*Description of the task*.
Collect all lines from the listing that include the string "components".

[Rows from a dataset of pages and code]
— START —
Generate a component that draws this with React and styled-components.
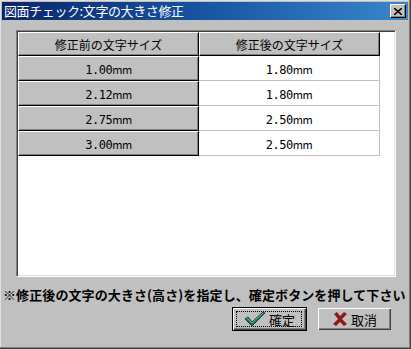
import React from "react";
import styled, { createGlobalStyle } from "styled-components";

const GlobalStyle = createGlobalStyle`
  html, body {
    margin: 0;
    padding: 0;
    background: #c0c0c0;
  }
  * { box-sizing: border-box; }
`;

const JP = `"Noto Sans CJK JP", "Noto Sans", sans-serif`;

const Window = styled.div`
  width: 411px;
  height: 349px;
  background: #c0c0c0;
  padding: 2px 0 0 2px;
  border-right: 1px solid #404040;
  border-bottom: 1px solid #404040;
  box-shadow: inset -1px -1px 0 #808080, inset 1px 1px 0 #dfdfdf;
  display: flex;
  flex-direction: column;
  font-family: ${JP};
`;

const TitleBar = styled.div`
  height: 18px;
  margin-right: 2px;
  background: linear-gradient(90deg, #0a246a 0%, #1a5aa8 55%, #3a86cc 100%);
  display: flex;
  align-items: center;
  justify-content: space-between;
  padding: 0 2px 0 2px;
`;

const Title = styled.span`
  color: #fff;
  font-size: 13px;
  line-height: 18px;
  letter-spacing: -0.4px;
`;

const CloseBox = styled.div`
  width: 16px;
  height: 14px;
  background: #c0c0c0;
  border-top: 1px solid #fff;
  border-left: 1px solid #fff;
  border-right: 1px solid #000;
  border-bottom: 1px solid #000;
  box-shadow: inset -1px -1px 0 #808080;
  display: flex;
  align-items: center;
  justify-content: center;
`;

const Grid = styled.div`
  margin: 10px 0 0 14px;
  width: 380px;
  height: 247px;
  background: #fff;
  border-top: 1px solid #808080;
  border-left: 1px solid #808080;
  border-right: 1px solid #fff;
  border-bottom: 1px solid #fff;
  box-shadow: inset 1px 1px 0 #404040, inset -1px -1px 0 #dfdfdf;
  padding: 1px 0 0 1px;
`;

const Row = styled.div`
  display: flex;
  height: ${(p) => (p.$head ? 24 : 25)}px;
`;

const FixedCell = styled.div`
  width: 181px;
  height: 100%;
  background: #c0c0c0;
  border-top: 1px solid #fff;
  border-left: 1px solid #fff;
  border-right: 1px solid #000;
  border-bottom: 1px solid #000;
  box-shadow: inset -1px -1px 0 #808080;
  display: flex;
  align-items: center;
  justify-content: center;
  font-size: 12px;
  color: #000;
`;

const ValueCell = styled.div`
  width: 181px;
  height: 100%;
  background: #fff;
  border-right: 1px solid #c0c0c0;
  border-bottom: 1px solid #c0c0c0;
  display: flex;
  align-items: center;
  justify-content: center;
  font-size: 12px;
  color: #000;
`;

const Num = styled.span`
  font-family: "DejaVu Sans Mono", monospace;
  font-size: 12px;
  letter-spacing: -0.5px;
`;

const Unit = styled.span`
  font-family: ${JP};
  font-size: 11px;
  letter-spacing: -0.5px;
`;

const Note = styled.div`
  margin: 10px 0 0 1px;
  font-size: 13px;
  font-weight: bold;
  line-height: 16px;
  white-space: nowrap;
  letter-spacing: 0.1px;
  color: #000;
`;

const ButtonRow = styled.div`
  display: flex;
  gap: 10px;
  margin: 4px 0 0 230px;
`;

const Button = styled.div`
  width: 75px;
  height: 24px;
  background: #c0c0c0;
  border: 1px solid ${(p) => (p.$default ? "#000" : "transparent")};
  box-shadow: inset 1px 1px 0 #fff, inset -1px -1px 0 #404040,
    inset -2px -2px 0 #808080;
  display: flex;
  align-items: center;
  justify-content: center;
  position: relative;
  font-size: 13px;
  gap: 3px;
  color: #000;
`;

const Focus = styled.div`
  position: absolute;
  inset: 3px 4px 3px 3px;
  border: 1px dotted #000;
`;

const rows = [
  ["1.00", "1.80"],
  ["2.12", "1.80"],
  ["2.75", "2.50"],
  ["3.00", "2.50"],
];

const Size = ({ v }) => (
  <span>
    <Num>{v}</Num>
    <Unit>mm</Unit>
  </span>
);

const CheckIcon = () => (
  <svg width="22" height="18" viewBox="0 0 22 18">
    <path d="M1 9 L4 7 L8 12 L19 2 L21 3 L8 16 Z" fill="#1f7a2e" stroke="#0d3a7a" strokeWidth="1" />
    <path d="M3 8 L8 13 L19 3" fill="none" stroke="#5fbf5f" strokeWidth="1" />
  </svg>
);

const CrossIcon = () => (
  <svg width="16" height="16" viewBox="0 0 16 16">
    <path d="M2 3 L5 1 L8 5 L12 1 L15 3 L10 8 L15 13 L12 15 L8 11 L4 15 L1 13 L6 8 Z" fill="#8b1a1a" />
  </svg>
);

export default function App() {
  return (
    <>
      <GlobalStyle />
      <Window>
        <TitleBar>
          <Title>図面チェック:文字の大きさ修正</Title>
          <CloseBox>
            <svg width="8" height="7" viewBox="0 0 8 7">
              <path d="M0 0 L8 7 M8 0 L0 7" stroke="#000" strokeWidth="1.6" />
            </svg>
          </CloseBox>
        </TitleBar>
        <Grid>
          <Row $head>
            <FixedCell>修正前の文字サイズ</FixedCell>
            <FixedCell>修正後の文字サイズ</FixedCell>
          </Row>
          {rows.map(([a, b]) => (
            <Row key={a}>
              <FixedCell>
                <Size v={a} />
              </FixedCell>
              <ValueCell>
                <Size v={b} />
              </ValueCell>
            </Row>
          ))}
        </Grid>
        <Note>※修正後の文字の大きさ(高さ)を指定し、確定ボタンを押して下さい</Note>
        <ButtonRow>
          <Button $default>
            <Focus />
            <CheckIcon />
            確定
          </Button>
          <Button>
            <CrossIcon />
            取消
          </Button>
        </ButtonRow>
      </Window>
    </>
  );
}
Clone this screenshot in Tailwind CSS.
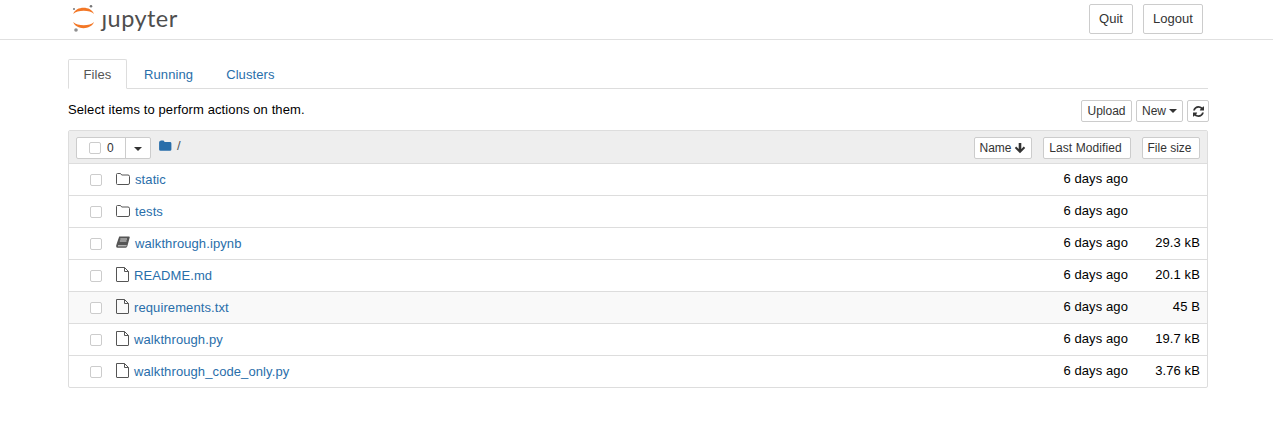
— END —
*Correct output*.
Generate a component that draws this with React and styled-components.
import styled, { createGlobalStyle } from "styled-components";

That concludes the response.